Task objective | Identify and pull out each line of the entries in which "that" occurs.

Data section |
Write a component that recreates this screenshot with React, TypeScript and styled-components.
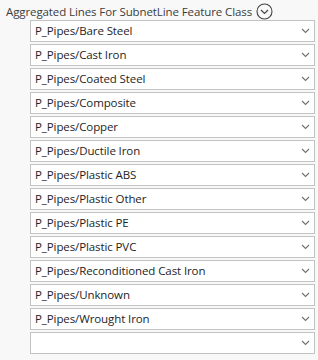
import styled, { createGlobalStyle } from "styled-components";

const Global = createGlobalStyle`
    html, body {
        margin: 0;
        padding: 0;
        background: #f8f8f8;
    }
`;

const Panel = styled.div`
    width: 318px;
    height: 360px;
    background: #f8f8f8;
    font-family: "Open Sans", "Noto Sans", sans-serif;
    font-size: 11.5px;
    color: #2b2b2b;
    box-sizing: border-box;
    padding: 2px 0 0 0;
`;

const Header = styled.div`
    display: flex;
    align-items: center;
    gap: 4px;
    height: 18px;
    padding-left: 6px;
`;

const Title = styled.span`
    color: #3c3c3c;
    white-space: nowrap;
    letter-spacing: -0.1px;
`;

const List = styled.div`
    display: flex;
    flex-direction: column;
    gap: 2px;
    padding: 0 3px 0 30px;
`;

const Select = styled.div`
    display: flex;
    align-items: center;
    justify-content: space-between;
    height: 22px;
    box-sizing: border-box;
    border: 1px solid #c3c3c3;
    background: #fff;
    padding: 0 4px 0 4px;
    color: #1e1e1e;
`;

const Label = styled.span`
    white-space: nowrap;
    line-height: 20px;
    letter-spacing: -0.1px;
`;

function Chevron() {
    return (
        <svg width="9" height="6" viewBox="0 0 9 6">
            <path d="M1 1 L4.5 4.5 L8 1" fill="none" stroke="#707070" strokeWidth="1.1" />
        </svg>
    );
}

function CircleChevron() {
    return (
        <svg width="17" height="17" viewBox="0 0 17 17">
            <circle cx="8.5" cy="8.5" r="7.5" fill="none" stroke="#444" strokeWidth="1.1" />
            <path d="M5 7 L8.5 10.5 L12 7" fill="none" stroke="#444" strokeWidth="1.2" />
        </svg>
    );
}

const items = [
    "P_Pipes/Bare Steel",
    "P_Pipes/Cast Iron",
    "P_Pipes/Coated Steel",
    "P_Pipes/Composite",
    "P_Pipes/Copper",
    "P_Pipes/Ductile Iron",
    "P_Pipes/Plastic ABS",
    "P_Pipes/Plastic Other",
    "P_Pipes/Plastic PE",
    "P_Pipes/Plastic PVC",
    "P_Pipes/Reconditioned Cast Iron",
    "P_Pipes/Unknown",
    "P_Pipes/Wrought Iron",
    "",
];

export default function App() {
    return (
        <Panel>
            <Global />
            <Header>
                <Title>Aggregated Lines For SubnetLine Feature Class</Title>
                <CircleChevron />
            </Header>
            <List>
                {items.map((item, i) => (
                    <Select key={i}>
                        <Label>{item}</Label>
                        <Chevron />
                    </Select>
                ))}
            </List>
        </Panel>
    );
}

--

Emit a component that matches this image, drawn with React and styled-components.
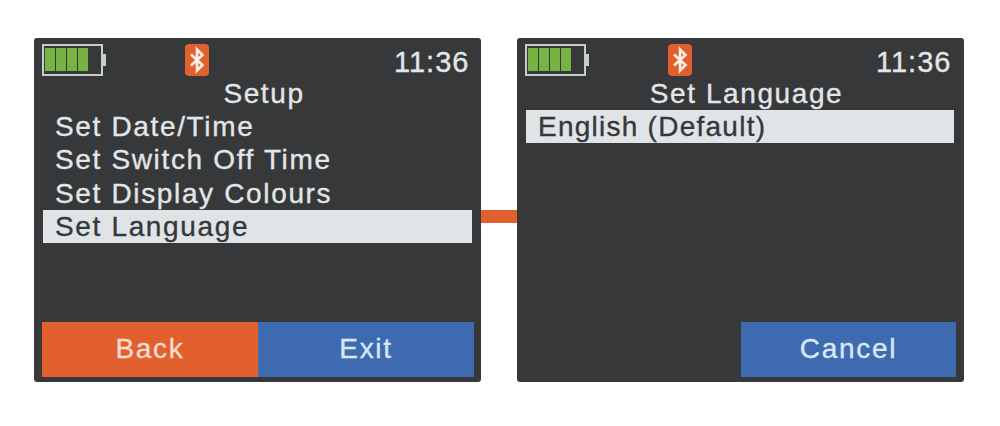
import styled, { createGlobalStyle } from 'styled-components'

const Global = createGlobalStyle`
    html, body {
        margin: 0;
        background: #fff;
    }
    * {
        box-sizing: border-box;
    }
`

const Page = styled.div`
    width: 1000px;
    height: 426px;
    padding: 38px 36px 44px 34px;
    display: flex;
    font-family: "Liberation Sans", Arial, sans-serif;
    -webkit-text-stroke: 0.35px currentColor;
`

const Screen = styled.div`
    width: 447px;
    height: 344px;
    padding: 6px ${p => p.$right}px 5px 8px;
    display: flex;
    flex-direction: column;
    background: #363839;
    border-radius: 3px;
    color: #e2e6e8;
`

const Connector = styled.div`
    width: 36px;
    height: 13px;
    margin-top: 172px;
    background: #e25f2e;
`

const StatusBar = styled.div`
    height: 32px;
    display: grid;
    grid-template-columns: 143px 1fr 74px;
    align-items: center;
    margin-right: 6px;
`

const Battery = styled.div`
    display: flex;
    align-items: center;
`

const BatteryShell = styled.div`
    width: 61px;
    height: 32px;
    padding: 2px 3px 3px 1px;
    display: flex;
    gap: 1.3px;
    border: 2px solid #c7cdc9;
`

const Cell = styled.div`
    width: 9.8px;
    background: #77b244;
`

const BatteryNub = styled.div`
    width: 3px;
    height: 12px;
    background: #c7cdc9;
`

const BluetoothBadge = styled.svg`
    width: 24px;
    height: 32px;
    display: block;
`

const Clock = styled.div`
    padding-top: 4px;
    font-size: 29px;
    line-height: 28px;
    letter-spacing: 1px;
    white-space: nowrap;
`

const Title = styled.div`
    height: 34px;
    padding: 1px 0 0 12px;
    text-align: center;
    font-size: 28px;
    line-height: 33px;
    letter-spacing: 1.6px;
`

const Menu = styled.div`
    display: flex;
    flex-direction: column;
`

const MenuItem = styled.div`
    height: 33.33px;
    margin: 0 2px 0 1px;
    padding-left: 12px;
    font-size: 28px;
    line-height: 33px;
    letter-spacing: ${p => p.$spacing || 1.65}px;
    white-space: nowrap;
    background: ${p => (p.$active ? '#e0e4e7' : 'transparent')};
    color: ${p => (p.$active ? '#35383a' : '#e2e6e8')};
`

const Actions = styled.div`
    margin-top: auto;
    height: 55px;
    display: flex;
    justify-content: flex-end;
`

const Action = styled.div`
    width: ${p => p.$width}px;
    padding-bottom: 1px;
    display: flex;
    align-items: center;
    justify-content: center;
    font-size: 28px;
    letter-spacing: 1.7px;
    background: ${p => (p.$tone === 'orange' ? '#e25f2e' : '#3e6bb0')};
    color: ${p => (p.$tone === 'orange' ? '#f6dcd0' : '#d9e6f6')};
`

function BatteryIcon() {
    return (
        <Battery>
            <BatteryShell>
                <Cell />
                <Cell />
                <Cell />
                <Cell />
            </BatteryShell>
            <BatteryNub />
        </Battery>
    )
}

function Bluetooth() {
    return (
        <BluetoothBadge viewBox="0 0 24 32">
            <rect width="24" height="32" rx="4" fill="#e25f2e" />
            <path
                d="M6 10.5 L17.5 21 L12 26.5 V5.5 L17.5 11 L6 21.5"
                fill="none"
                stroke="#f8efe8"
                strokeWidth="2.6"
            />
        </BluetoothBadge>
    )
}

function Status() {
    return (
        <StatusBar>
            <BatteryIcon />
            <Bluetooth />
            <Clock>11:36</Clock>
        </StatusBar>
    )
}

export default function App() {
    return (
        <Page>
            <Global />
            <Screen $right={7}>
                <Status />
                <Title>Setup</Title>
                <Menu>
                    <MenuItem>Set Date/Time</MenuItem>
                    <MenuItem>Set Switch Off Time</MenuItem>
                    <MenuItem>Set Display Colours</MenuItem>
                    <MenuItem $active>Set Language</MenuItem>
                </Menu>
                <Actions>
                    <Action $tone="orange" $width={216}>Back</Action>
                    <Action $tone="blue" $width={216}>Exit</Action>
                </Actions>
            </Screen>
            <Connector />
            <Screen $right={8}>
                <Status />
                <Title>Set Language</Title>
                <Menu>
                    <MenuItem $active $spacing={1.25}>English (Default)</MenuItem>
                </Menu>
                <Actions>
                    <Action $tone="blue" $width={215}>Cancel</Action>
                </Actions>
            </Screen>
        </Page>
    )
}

Worked answer |
Write a component that recreates this screenshot with React, TypeScript and styled-components.
Emit a component that matches this image, drawn with React and styled-components.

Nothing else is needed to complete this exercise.